There is a theorem that says that every matrix of rank $r$ can be transformed by means of a finite number of elementary row and column operations into the matrix $$D=\begin{pmatrix} I_r & O_1 \\ O_2 & O_3 \\ \end{pmatrix}$$ where $O_1, O_2, O_3$ are zero matrices and $I_r$ is the identity matrix of size $r$.

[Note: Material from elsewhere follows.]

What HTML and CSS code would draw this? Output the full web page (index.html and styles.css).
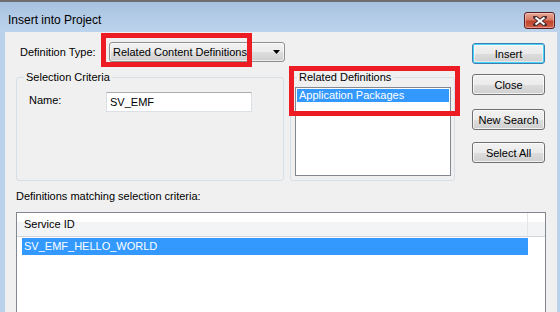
FILE: index.html
```html
<!DOCTYPE html>
<html>
<head>
<meta charset="utf-8">
<link rel="stylesheet" href="styles.css">
</head>
<body>
<div class="frame">
  <div class="titlebar">
    <span class="title">Insert into Project</span>
    <div class="close-btn">
      <svg width="14" height="10" viewBox="0 0 14 10">
        <path d="M2 1 L12 9 M12 1 L2 9" stroke="#4a3030" stroke-width="4" stroke-linecap="square"/>
        <path d="M2.5 1.5 L11.5 8.5 M11.5 1.5 L2.5 8.5" stroke="#ffffff" stroke-width="2"/>
      </svg>
    </div>
  </div>
  <div class="client">
    <div class="top">
      <div class="left">
        <div class="deftype-row">
          <span class="deftype-label">Definition Type:</span>
          <div class="combo">
            <span>Related Content Definitions</span>
            <svg class="arrow" width="7" height="4" viewBox="0 0 7 4"><path d="M0 0 H7 L3.5 4 Z" fill="#000"/></svg>
          </div>
        </div>
        <div class="groups">
          <fieldset class="group sel">
            <legend>Selection Criteria</legend>
            <div class="name-row">
              <span class="name-label">Name:</span>
              <div class="input">SV_EMF</div>
            </div>
          </fieldset>
          <fieldset class="group rel">
            <legend>Related Definitions</legend>
            <div class="listbox">
              <div class="item selected">Application Packages</div>
            </div>
          </fieldset>
        </div>
      </div>
      <div class="buttons">
        <div class="btn default">Insert</div>
        <div class="btn b-close">Close</div>
        <div class="btn b-new">New Search</div>
        <div class="btn b-all">Select All</div>
      </div>
    </div>
    <div class="matching-label">Definitions matching selection criteria:</div>
    <div class="results">
      <div class="header">
        <div class="col-main">Service ID</div>
        <div class="col-rest"></div>
      </div>
      <div class="row selected">SV_EMF_HELLO_WORLD</div>
    </div>
  </div>
  <div class="annot a1"></div>
  <div class="annot a2"></div>
</div>
</body>
</html>
```
FILE: styles.css
```css
* { box-sizing: border-box; }
html, body { margin: 0; padding: 0; }
body {
  width: 560px;
  height: 312px;
  overflow: hidden;
  font-family: "Liberation Sans", Arial, sans-serif;
  font-size: 11px;
  color: #000;
}
.frame {
  position: relative;
  width: 560px;
  height: 312px;
  background: #b9d1ea;
  border-top: 2px solid #6d6d6d;
  display: flex;
  flex-direction: column;
}
.titlebar {
  height: 30px;
  background: linear-gradient(to bottom, #a6c1df 0%, #b3cbe6 50%, #bcd3eb 100%);
  display: flex;
  align-items: flex-start;
  justify-content: space-between;
  padding: 0 5px 0 8px;
}
.title {
  margin-top: 11px;
  font-size: 12px;
  line-height: 14px;
  color: #000;
}
.close-btn {
  margin-top: 10px;
  width: 31px;
  height: 17px;
  border: 1px solid #5b1e1e;
  border-radius: 3px;
  background: linear-gradient(to bottom, #e8a898 0%, #d97a64 45%, #c0432b 55%, #d2614a 100%);
  display: flex;
  align-items: center;
  justify-content: center;
  box-shadow: inset 0 0 0 1px rgba(255,255,255,0.35);
}
.client {
  margin: 0 3px 0 5px;
  flex: 1;
  background: #f0f0f0;
  padding: 0 11px;
  display: flex;
  flex-direction: column;
}
.top {
  display: flex;
  justify-content: space-between;
}
.left { width: 439px; }
.deftype-row {
  display: flex;
  align-items: center;
  margin-top: 10px;
  height: 20px;
}
.deftype-label {
  width: 93px;
  padding-left: 4px;
}
.combo {
  width: 176px;
  height: 20px;
  border: 1px solid #8e8f8f;
  border-radius: 3px;
  background: linear-gradient(to bottom, #f2f2f2 0%, #ebebeb 50%, #dddddd 51%, #cfcfcf 100%);
  display: flex;
  align-items: center;
  justify-content: space-between;
  padding: 0 4px 0 3px;
  box-shadow: inset 0 0 0 1px rgba(255,255,255,0.6);
}
.groups {
  display: flex;
  justify-content: space-between;
  margin-top: 9px;
  height: 110px;
}
.group {
  margin: 0;
  border: 1px solid #d5dfe5;
  border-radius: 3px;
  min-width: 0;
}
.group legend {
  padding: 0 2px;
  line-height: 13px;
}
.sel {
  width: 268px;
  padding: 8px 0 0 7px;
}
.rel {
  width: 165px;
  padding: 3px 3px 4px 4px;
}
.rel legend { margin-left: 2px; }
.name-row {
  display: flex;
  align-items: flex-start;
}
.name-label {
  width: 82px;
  padding-left: 5px;
  margin-top: 2px;
}
.input {
  width: 146px;
  height: 20px;
  background: #fff;
  border: 1px solid #dbdfe6;
  border-top-color: #abadb3;
  padding: 2px 3px;
  line-height: 14px;
}
.listbox {
  width: 156px;
  height: 89px;
  background: #fff;
  border: 1px solid #828790;
  padding: 1px;
}
.item {
  height: 13px;
  line-height: 13px;
  padding-left: 2px;
}
.selected {
  background: #3399ff;
  color: #fff;
}
.buttons {
  width: 73px;
  margin-right: 1px;
  display: flex;
  flex-direction: column;
}
.btn {
  height: 21px;
  border: 1px solid #707070;
  border-radius: 3px;
  background: linear-gradient(to bottom, #f2f2f2 0%, #ebebeb 50%, #dddddd 51%, #cfcfcf 100%);
  box-shadow: inset 0 0 0 1px rgba(255,255,255,0.7);
  display: flex;
  align-items: center;
  justify-content: center;
}
.btn.default {
  margin-top: 11px;
  border-color: #3c7fb1;
  box-shadow: inset 0 0 0 1px #48d2f9, inset 0 0 0 2px rgba(255,255,255,0.5);
}
.b-close { margin-top: 10px; }
.b-new { margin-top: 14px; }
.b-all { margin-top: 12px; }
.matching-label {
  margin-top: 9px;
  line-height: 13px;
}
.results {
  margin-top: 9px;
  flex: 1;
  background: #fff;
  border: 1px solid #828790;
  border-bottom: none;
  padding: 0 0 0 5px;
}
.header {
  display: flex;
  height: 24px;
  margin-left: -5px;
  border-bottom: 1px solid #d5d5d5;
  background: linear-gradient(to bottom, #ffffff 0%, #ffffff 40%, #f3f4f6 41%, #f3f4f6 100%);
}
.col-main {
  width: 511px;
  padding-left: 7px;
  line-height: 23px;
  border-right: 1px solid #e3e5e8;
}
.col-rest { flex: 1; }
.row {
  margin-top: 1px;
  width: 506px;
  height: 17px;
  line-height: 17px;
  padding-left: 2px;
}
.annot {
  position: absolute;
  border: 5px solid #ed1c24;
}
.a1 { left: 101px; top: 31px; width: 151px; height: 34px; }
.a2 { left: 289px; top: 64px; width: 171px; height: 50px; }
```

A corollary of this theorem says that for every matrix of rank $r$ there exist inevertible matrices $B$ and $C$ of size $m$x$m$ and of size $n$x$n$ respectively such that $D=BAC$
So every matrix can be transformed to a diagonal matrix $D$ and in this sense every matrix can be diagonalized; but the definition of a diagonalizable matrix is that: $A$ is diagonalizable if there exist an invertible matrix $P$ such that $P^{-1}AP$ is a diagonal matrix
This definition is very similar to the corollary of the theorem but is more restrictive,so I would really appreciate if you can tell me why do we adopt this restrictive definition of diagonalizable matrix
This is a property that could motivate the restriction: let $k\in \Bbb N$,
if $A=P^{-1}DP$, then $A^k = (P^{-1}DP)^{k} = P^{-1}D^kP$ with $(D^{k})_{i,i}=D_{i,i}^k$.
if $B \neq C^{-1}$ then $C^{-1}B^{-1}\neq I$, and so $A^k = (B^{-1}DC^{-1})^k=\ldots=(B^{-1}DC^{-1})^k$...